**Problem to work on**. Gather up every line that includes the string "this".

**Recorded data**.
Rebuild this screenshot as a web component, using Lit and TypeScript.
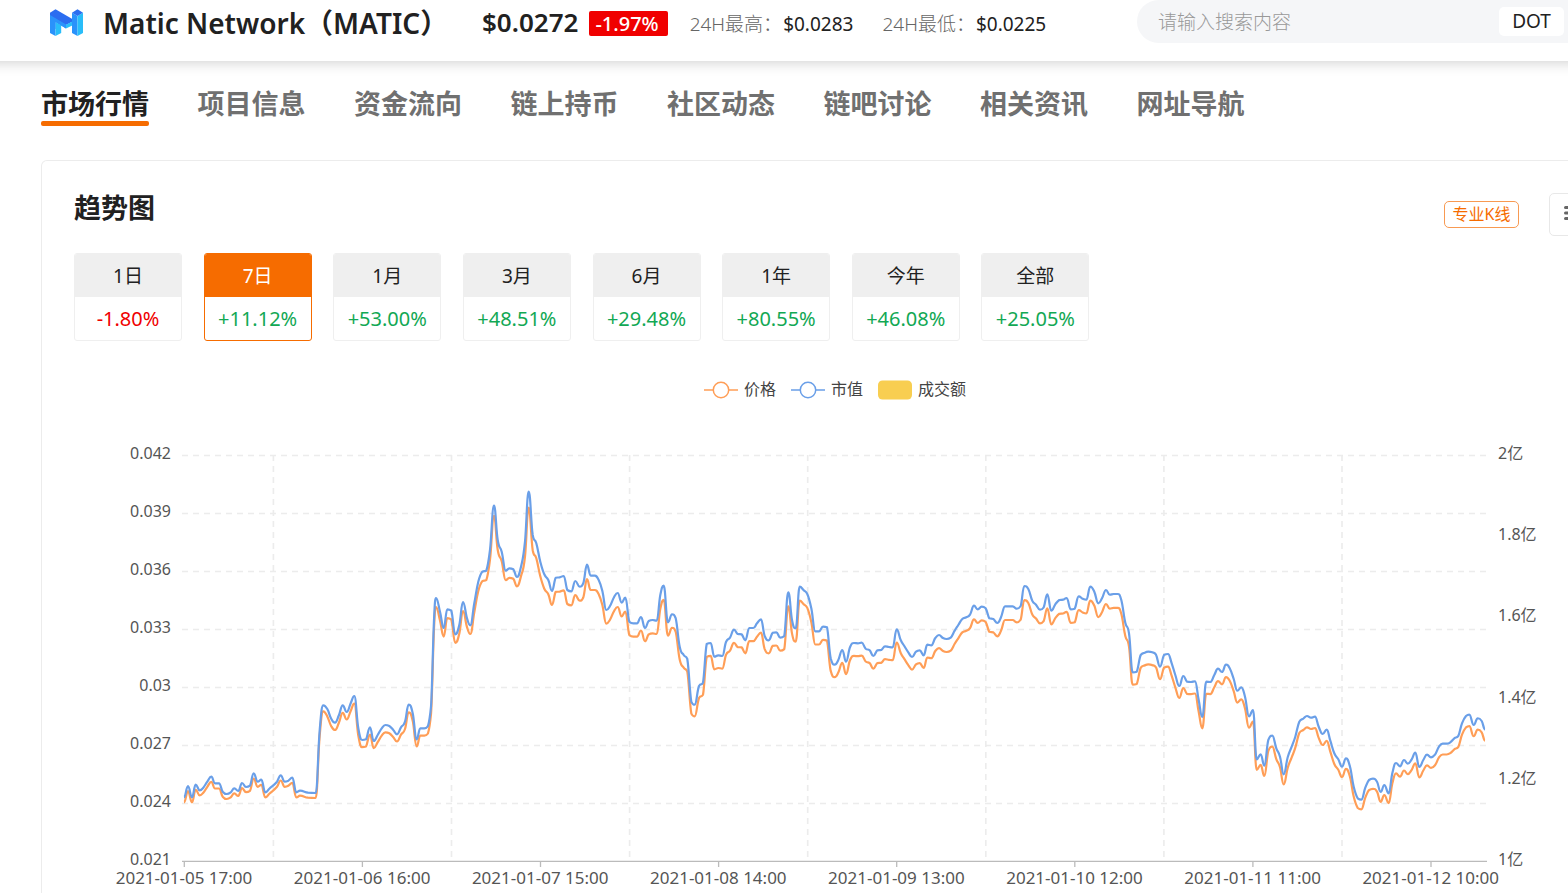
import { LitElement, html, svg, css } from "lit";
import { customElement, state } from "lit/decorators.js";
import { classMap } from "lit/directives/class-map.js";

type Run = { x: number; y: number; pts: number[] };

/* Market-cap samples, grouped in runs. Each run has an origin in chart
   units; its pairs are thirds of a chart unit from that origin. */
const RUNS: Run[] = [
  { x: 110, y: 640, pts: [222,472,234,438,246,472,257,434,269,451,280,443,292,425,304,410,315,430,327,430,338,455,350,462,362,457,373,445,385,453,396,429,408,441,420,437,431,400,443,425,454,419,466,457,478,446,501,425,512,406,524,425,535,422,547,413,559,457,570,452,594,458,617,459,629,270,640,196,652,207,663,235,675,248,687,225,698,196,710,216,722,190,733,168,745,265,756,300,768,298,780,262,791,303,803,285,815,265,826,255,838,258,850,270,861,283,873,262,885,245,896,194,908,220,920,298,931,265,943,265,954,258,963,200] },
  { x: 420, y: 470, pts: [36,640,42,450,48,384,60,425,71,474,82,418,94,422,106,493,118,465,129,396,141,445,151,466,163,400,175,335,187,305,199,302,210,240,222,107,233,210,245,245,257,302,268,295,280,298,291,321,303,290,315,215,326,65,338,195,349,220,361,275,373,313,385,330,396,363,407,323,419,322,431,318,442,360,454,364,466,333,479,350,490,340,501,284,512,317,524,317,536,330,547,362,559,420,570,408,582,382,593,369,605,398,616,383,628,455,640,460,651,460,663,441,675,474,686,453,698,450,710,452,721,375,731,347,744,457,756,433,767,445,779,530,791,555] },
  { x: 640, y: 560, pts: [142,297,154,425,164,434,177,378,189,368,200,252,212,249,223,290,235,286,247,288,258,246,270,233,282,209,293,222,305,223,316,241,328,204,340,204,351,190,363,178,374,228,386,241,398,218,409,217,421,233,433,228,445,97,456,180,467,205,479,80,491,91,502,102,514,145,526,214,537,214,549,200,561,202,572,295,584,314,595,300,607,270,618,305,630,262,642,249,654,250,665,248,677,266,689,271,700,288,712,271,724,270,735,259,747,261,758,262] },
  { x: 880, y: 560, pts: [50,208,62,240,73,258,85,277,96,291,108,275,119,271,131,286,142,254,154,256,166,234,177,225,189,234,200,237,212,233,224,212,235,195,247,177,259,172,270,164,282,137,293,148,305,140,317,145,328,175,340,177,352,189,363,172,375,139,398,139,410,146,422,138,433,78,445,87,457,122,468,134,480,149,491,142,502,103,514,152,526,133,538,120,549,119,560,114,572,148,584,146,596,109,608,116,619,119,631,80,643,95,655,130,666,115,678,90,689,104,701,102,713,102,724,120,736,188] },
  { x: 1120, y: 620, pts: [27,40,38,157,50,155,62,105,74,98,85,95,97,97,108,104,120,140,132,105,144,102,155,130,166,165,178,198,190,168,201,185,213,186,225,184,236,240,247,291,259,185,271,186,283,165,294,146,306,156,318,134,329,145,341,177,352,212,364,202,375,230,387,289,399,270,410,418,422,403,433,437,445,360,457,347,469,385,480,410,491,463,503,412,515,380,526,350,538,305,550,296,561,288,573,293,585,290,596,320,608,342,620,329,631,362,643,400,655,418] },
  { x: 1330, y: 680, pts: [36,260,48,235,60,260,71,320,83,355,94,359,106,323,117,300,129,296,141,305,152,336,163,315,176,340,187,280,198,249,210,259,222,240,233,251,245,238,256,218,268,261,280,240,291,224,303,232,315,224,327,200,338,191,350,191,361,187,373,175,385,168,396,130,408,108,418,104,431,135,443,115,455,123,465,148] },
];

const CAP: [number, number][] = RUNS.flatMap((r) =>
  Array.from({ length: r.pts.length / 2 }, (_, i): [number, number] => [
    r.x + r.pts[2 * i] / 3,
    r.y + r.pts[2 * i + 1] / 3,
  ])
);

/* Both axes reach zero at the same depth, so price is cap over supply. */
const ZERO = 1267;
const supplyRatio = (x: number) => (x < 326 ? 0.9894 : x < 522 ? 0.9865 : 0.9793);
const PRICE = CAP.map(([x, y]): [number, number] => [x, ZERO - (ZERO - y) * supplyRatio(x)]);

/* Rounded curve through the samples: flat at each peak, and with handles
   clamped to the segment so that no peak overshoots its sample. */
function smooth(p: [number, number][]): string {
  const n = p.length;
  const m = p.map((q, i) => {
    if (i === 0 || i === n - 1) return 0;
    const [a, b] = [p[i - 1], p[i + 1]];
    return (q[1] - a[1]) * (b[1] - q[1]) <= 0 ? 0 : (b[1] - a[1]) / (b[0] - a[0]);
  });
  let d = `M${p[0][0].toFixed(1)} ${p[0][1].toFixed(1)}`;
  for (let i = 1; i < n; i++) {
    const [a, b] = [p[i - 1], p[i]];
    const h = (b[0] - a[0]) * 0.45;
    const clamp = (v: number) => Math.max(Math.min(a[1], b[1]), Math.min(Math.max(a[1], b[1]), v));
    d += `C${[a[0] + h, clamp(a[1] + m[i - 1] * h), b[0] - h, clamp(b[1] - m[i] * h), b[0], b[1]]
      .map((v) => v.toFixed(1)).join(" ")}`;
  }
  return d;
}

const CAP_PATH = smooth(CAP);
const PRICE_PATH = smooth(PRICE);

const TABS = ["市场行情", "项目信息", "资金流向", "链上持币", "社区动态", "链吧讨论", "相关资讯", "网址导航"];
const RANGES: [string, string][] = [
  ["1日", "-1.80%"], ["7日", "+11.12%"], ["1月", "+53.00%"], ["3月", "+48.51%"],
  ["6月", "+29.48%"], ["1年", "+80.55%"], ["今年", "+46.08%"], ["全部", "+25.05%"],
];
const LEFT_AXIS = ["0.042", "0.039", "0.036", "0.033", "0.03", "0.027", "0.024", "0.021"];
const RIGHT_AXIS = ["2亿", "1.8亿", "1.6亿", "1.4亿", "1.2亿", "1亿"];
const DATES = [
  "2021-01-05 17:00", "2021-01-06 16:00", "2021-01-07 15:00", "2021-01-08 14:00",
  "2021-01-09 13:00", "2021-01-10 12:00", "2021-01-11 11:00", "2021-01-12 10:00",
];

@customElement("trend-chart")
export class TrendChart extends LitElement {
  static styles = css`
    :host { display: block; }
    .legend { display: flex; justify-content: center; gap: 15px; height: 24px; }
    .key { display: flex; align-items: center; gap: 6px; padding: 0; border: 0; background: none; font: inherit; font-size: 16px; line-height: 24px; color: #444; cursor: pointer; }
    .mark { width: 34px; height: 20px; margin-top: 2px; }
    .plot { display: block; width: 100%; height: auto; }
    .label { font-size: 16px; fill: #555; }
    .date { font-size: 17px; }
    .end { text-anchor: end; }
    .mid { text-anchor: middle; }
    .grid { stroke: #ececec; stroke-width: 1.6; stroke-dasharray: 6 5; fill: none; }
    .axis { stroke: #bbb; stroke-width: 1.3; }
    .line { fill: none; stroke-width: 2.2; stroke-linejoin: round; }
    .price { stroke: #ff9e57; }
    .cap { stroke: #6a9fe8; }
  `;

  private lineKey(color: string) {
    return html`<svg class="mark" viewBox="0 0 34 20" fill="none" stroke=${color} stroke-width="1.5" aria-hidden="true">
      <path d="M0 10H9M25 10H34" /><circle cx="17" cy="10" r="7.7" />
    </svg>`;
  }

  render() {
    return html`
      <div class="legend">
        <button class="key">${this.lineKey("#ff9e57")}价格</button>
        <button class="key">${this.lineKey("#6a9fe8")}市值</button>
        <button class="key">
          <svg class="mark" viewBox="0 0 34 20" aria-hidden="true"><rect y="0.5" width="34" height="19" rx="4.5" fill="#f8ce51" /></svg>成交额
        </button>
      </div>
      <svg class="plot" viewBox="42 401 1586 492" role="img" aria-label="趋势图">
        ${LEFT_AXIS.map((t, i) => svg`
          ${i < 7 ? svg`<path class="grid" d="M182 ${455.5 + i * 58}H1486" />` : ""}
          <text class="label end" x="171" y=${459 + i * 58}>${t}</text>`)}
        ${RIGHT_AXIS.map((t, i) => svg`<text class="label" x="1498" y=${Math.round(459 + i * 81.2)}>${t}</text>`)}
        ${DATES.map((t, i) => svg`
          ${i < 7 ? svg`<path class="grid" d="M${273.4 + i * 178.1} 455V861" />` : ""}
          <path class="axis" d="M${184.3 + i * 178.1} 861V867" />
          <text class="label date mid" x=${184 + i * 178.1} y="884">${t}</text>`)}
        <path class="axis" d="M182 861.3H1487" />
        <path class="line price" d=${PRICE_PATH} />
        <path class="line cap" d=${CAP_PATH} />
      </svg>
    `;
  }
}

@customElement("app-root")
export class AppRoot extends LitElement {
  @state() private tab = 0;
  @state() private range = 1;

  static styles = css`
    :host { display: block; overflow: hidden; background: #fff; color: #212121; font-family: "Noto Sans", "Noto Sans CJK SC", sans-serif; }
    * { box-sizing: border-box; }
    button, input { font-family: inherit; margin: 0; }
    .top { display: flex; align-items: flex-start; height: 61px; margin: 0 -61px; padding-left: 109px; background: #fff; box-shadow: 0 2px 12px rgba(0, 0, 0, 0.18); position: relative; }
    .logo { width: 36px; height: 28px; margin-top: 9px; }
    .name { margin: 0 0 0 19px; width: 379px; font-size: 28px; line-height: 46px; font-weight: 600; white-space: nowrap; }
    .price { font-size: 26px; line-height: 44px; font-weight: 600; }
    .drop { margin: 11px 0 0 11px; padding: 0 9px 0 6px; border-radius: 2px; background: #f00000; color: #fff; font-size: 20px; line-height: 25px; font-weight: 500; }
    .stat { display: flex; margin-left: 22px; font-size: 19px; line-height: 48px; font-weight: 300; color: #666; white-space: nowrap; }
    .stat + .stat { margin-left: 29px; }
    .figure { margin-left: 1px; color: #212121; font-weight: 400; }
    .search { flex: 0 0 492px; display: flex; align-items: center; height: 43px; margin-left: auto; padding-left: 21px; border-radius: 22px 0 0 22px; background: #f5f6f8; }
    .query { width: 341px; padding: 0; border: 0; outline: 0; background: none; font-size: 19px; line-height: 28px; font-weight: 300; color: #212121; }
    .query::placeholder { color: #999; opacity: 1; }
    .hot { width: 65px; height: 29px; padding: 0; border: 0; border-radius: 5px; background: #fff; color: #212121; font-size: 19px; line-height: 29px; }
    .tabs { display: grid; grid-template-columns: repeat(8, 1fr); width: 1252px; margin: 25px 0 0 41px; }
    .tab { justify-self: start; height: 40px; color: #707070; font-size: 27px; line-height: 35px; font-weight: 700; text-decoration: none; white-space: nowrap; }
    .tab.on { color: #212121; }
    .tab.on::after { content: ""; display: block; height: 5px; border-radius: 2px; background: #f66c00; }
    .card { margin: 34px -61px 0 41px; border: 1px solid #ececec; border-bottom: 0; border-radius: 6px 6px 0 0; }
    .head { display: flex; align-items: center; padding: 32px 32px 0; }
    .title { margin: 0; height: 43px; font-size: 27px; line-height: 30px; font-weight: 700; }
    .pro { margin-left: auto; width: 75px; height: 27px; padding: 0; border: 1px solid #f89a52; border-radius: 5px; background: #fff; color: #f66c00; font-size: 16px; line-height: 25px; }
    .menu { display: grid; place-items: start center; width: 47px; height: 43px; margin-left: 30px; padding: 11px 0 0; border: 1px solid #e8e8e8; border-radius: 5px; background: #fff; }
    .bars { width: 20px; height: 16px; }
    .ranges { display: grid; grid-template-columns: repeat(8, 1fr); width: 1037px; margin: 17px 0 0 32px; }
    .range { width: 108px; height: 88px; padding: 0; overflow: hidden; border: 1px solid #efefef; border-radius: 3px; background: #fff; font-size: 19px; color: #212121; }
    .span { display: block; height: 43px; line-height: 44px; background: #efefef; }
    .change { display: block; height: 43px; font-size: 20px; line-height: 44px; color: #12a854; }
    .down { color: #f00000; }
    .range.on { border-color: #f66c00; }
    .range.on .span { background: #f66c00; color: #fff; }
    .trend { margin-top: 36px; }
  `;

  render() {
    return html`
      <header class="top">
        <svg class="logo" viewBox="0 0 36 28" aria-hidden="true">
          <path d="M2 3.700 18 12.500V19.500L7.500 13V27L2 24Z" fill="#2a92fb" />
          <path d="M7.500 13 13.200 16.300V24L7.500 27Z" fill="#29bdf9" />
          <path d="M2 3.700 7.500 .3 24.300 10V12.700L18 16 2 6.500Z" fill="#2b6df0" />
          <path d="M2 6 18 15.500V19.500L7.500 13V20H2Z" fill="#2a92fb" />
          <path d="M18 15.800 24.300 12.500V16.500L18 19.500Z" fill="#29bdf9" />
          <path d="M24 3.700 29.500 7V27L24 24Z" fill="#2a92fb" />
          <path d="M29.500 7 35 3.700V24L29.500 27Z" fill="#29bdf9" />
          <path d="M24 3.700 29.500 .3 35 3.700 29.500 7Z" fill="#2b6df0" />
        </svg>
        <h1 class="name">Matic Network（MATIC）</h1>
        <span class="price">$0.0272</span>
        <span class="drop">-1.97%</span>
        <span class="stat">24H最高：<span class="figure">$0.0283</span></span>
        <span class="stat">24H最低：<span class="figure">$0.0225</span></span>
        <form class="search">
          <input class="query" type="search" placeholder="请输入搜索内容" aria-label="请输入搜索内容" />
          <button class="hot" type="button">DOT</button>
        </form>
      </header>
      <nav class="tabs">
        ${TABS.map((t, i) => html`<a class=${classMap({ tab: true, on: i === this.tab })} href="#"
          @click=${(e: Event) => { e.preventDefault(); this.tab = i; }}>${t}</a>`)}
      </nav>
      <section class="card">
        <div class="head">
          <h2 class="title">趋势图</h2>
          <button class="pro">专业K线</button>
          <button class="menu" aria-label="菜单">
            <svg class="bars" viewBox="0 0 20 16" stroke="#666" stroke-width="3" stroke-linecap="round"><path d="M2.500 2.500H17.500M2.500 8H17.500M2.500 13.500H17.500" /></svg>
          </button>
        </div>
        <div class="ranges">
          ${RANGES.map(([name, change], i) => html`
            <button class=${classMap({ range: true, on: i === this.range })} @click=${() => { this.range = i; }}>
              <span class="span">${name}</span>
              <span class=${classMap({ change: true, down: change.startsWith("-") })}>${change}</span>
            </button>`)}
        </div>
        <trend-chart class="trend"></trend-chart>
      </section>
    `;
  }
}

**Exercise solution**.
Rebuild this screenshot as a web component, using Lit and TypeScript.
        <button class="key">${this.lineKey("#ff9e57")}价格</button>
        <button class="key">${this.lineKey("#6a9fe8")}市值</button>
        ${TABS.map((t, i) => html`<a class=${classMap({ tab: true, on: i === this.tab })} href="#"
          @click=${(e: Event) => { e.preventDefault(); this.tab = i; }}>${t}</a>`)}
            <button class=${classMap({ range: true, on: i === this.range })} @click=${() => { this.range = i; }}>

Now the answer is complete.